12 thoughts on “Heavens of Brass

  1. The issue with grief as a parent is that it doesn’t ease. It eases for everyone else and we are in pain. Other people carry on ad not just that but can be mean or uncaring or thoughtless at times. Like people always can be. For them life is the same. For us it isn’t. Thats how I try to make right other people’s behaviours becauuse until your child dies nobody can ever put themselves in your shoes. I have never had faith. I wosh I did in some ways but I won’t. Life happens around us good and bad each day. Most things I think we’ve created for ourselves and some things are out of our control. Good can’t come from losing a child. The only thing that can happen is we learn to try and make each new day the best we can. When we have the energy. Love to you x

  2. It’s ok Becky – to feel the way you do – I felt much the same as you did yesterday. My daughter Anna loved holidays and family gatherings. In my “old life” we would have gone to church together, and then joined in a family gathering. We still went to the family gathering, but no church as it has been the case since she left us 4 years ago. I was very emotional and felt like crying all day. I too am a life long Christian, but am and have been stuck in my “crisis of faith” but can’t find a way out. It is ok to still be finding your way – it make take both of us the rest of our lives – for me I need to let go of the guilt I feel and remember that grief is a work in progress and different for each of us. You will always ache for your beautiful son as I will for my daughter – there is no resolution for that. So, how could there be for the other areas of our lives? I think the goal is to find a sort of peace with where we are at at any given time and be ok with it. God is still there and will accept and understand our struggles. He lost His Child too.

    Sending caring thoughts your way,

    Jackie

  3. After 12 years, I have only begun to find some words to pray. I did the same thing you did – prayed for my children fervently; covering them Psalm 91.

    I have also experienced the distance of many, which only made it worse.

    Even with my questions, confusion, and times of disillusionment, I knew God was with me. What has been difficult is the natural, physical realm. The lens I now see life through has a filter. What was once vibrant color is now like the muted color of a 1960’s photograph.

    And yet, I can say, “it is well with my soul”. I can say I am at peace. I have joy.

    But I’m different. And the awareness of that is difficult.

    I am now part of “the great cloud of witnesses” who “did not receive the promises but saw them and welcomed them from a distance.” (Hebrews 11).

    I am praying for you.

  4. I haven’t lost my faith, but it sure has changed. I love the imagery of the tree being cut down. This is helping put a finger on my own faith. Maybe this will me write it down for someone else to grasp how I’ve changed. I’ve been asked to write about this but haven’t been able to.
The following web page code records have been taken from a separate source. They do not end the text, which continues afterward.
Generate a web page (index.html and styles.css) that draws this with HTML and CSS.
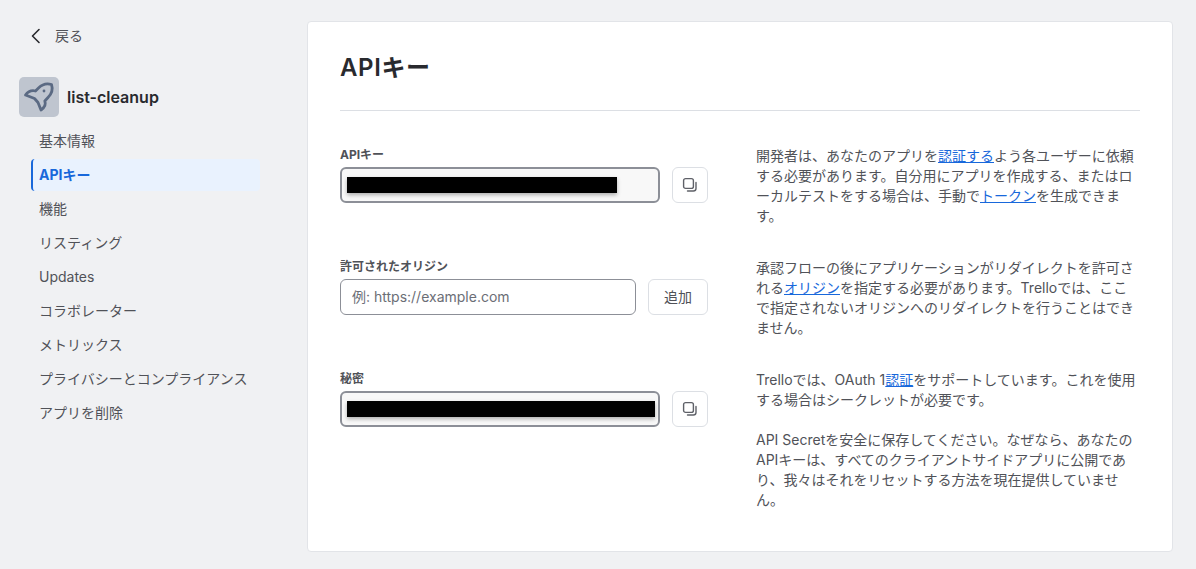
FILE: index.html
```html
<!DOCTYPE html>
<html lang="ja">
<head>
<meta charset="utf-8">
<title>APIキー</title>
<link rel="stylesheet" href="styles.css">
</head>
<body>
<div class="page">
  <aside class="sidebar">
    <a class="back">
      <svg class="back-icon" width="12" height="18" viewBox="0 0 12 18"><path d="M9 2.5 2.5 9 9 15.5" fill="none" stroke="#292a2e" stroke-width="1.6" stroke-linecap="round" stroke-linejoin="round"/></svg>
      <span>戻る</span>
    </a>
    <div class="app">
      <div class="tile">
        <svg width="40" height="40" viewBox="0 0 40 40"><path d="M32.5 7.5C28 6 23 7.5 19.5 11L16.5 14C13 13.2 9 14.5 6.5 18L15.5 21.5 19 25.5 22 33C25.5 30.5 27 27 25.8 24L29 20.5C32.5 17 34 12 32.5 7.5Z" fill="none" stroke="#5b6a83" stroke-width="2.8" stroke-linejoin="round"/><circle cx="25" cy="14" r="1.4" fill="#5b6a83"/></svg>
      </div>
      <div class="app-name">list-cleanup</div>
    </div>
    <nav class="nav">
      <a class="nav-item">基本情報</a>
      <a class="nav-item active">APIキー</a>
      <a class="nav-item">機能</a>
      <a class="nav-item">リスティング</a>
      <a class="nav-item">Updates</a>
      <a class="nav-item">コラボレーター</a>
      <a class="nav-item">メトリックス</a>
      <a class="nav-item">プライバシーとコンプライアンス</a>
      <a class="nav-item">アプリを削除</a>
    </nav>
  </aside>
  <main class="panel">
    <h1 class="title">APIキー</h1>
    <hr class="rule">
    <div class="rows">
      <section class="row">
        <div class="field">
          <label class="label">APIキー</label>
          <div class="controls">
            <div class="secret"><span class="mask mask-key"></span></div>
            <button class="btn icon-btn"><svg width="16" height="16" viewBox="0 0 16 16"><rect x="1.6" y="1.6" width="9.8" height="9.8" rx="2" fill="none" stroke="#5f6168" stroke-width="1.4"/><path d="M14 5.5V11.5A2.6 2.6 0 0 1 11.4 14H5.5" fill="none" stroke="#5f6168" stroke-width="1.4" stroke-linecap="round"/></svg></button>
          </div>
        </div>
        <div class="help">
          <p>開発者は、あなたのアプリを<a>認証する</a>よう各ユーザーに依頼する必要があります。自分用にアプリを作成する、またはローカルテストをする場合は、手動で<a>トークン</a>を生成できます。</p>
        </div>
      </section>
      <section class="row">
        <div class="field">
          <label class="label">許可されたオリジン</label>
          <div class="controls">
            <input class="origin" type="text" placeholder="例: https://example.com">
            <button class="btn text-btn">追加</button>
          </div>
        </div>
        <div class="help">
          <p>承認フローの後にアプリケーションがリダイレクトを許可される<a>オリジン</a>を指定する必要があります。Trelloでは、ここで指定されないオリジンへのリダイレクトを行うことはできません。</p>
        </div>
      </section>
      <section class="row">
        <div class="field">
          <label class="label">秘密</label>
          <div class="controls">
            <div class="secret"><span class="mask mask-secret"></span></div>
            <button class="btn icon-btn"><svg width="16" height="16" viewBox="0 0 16 16"><rect x="1.6" y="1.6" width="9.8" height="9.8" rx="2" fill="none" stroke="#5f6168" stroke-width="1.4"/><path d="M14 5.5V11.5A2.6 2.6 0 0 1 11.4 14H5.5" fill="none" stroke="#5f6168" stroke-width="1.4" stroke-linecap="round"/></svg></button>
          </div>
        </div>
        <div class="help">
          <p>Trelloでは、OAuth 1<a>認証</a>をサポートしています。これを使用する場合はシークレットが必要です。</p>
          <p class="gap">API Secretを安全に保存してください。なぜなら、あなたのAPIキーは、すべてのクライアントサイドアプリに公開であり、我々はそれをリセットする方法を現在提供していません。</p>
        </div>
      </section>
    </div>
  </main>
</div>
</body>
</html>
```
FILE: styles.css
```css
* { box-sizing: border-box; }
html, body { margin: 0; height: 100%; }
body {
  background: #f0f1f3;
  color: #505258;
  font-family: Inter, "Noto Sans CJK JP", sans-serif;
  font-size: 14px;
  line-height: 20px;
  overflow: hidden;
}
.page { display: flex; height: 569px; padding: 21px 23px 17px 0; }
.sidebar { width: 307px; flex: none; padding: 5px 46px 0 19px; }
.back { display: flex; align-items: center; height: 20px; padding-left: 11px; gap: 13px; }
.back-icon { flex: none; }
.app { display: flex; align-items: center; gap: 8px; margin-top: 31px; }
.tile {
  width: 40px; height: 40px; background: #bfc5cf; border-radius: 5px;
  display: flex;
}
.app-name { color: #292a2e; font-size: 16px; font-weight: 600; }
.nav { display: flex; flex-direction: column; gap: 2px; margin: 8px 1px 0 12px; }
.nav-item { display: block; height: 32px; line-height: 32px; padding-left: 8px; border-radius: 4px; white-space: nowrap; }
.nav-item.active {
  background: #e9f2fe; color: #1868db; font-weight: 700;
  border-left: 2px solid #1868db; padding-left: 6px;
}
.panel {
  flex: 1; background: #fff; border: 1px solid #e2e4e8; border-radius: 4px;
  padding: 25px 32px 0;
}
.title { margin: 0; color: #292a2e; font-size: 24px; line-height: 42px; font-weight: 600; letter-spacing: .6px; }
.rule { margin: 21px 0 35px; border: 0; border-top: 1px solid #dcdfe4; }
.rows { display: flex; flex-direction: column; gap: 32px; }
.row { display: grid; grid-template-columns: 368px 384px; gap: 48px; }
.label { display: block; font-size: 12px; font-weight: 700; line-height: 16px; margin: 1px 0 4px; }
.controls { display: flex; gap: 12px; }
.secret {
  flex: 1; height: 36px; background: #f8f8f8; border: 2px solid #8c8f97; border-radius: 6px;
  padding: 8px 3px 0 5px;
}
.mask { display: block; height: 16px; background: #000; box-shadow: 0 2px 4px rgba(0,0,0,.3); }
.mask-key { width: 270px; }
.mask-secret { width: 308px; }
.origin {
  flex: 1; min-width: 0; height: 36px; background: #fff; border: 1px solid #8c8f97; border-radius: 6px;
  padding: 0 11px 2px; font: 14px/20px Inter, "Noto Sans CJK JP", sans-serif; color: #292a2e;
}
.origin::placeholder { color: #6b6e76; opacity: 1; }
.btn {
  height: 36px; background: #fff; border: 1px solid #dcdfe4; border-radius: 6px; padding: 0;
  display: flex; align-items: center; justify-content: center; flex: none;
  color: #505258; font: 14px/20px Inter, "Noto Sans CJK JP", sans-serif;
}
.icon-btn { width: 36px; }
.text-btn { width: 60px; }
.help p { margin: 0; line-break: loose; }
.help p.gap { margin-top: 20px; }
.help a { color: #1868db; text-decoration: underline; }
```
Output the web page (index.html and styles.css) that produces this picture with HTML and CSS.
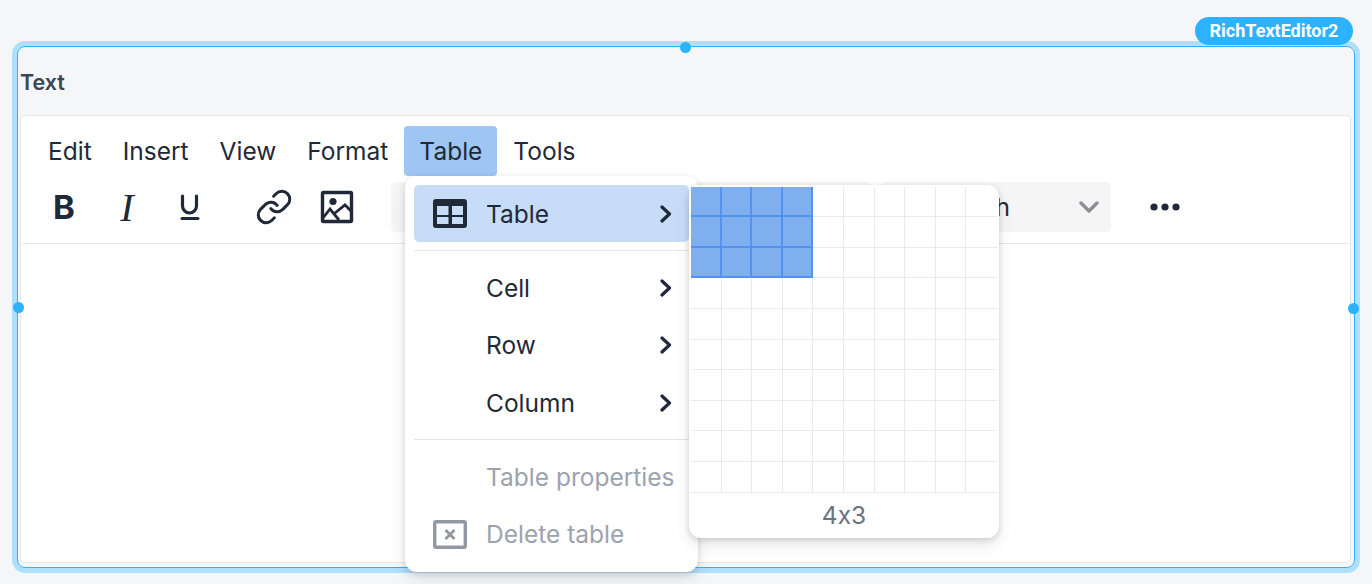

Hugs.

  5. I have now found my closest friends are people who have lost children too. You can just be your authentic self, but we are also having good times. I am uplifted with one friend. She has lost her three children, and has now started a new career as a marriage celebrant. Sharing this happy time when she has lost all her family. Amazing. I am not religious but I know Danielle’s spirit is looking out for me…I feel it strongly & prefer to be on my own and be by the sea for comfort at holiday times. I shed some tears for you and me Becky & sending Huge Hugs. Much love, Janice xx

  6. This Easter was also the 3rd anniversary of our son’s death. Bittersweet day – bitter for our sorrow but sweet because the hope the Resurrection does bring. Praying you will find that assurance of God’s presence as you once knew before your son’s death.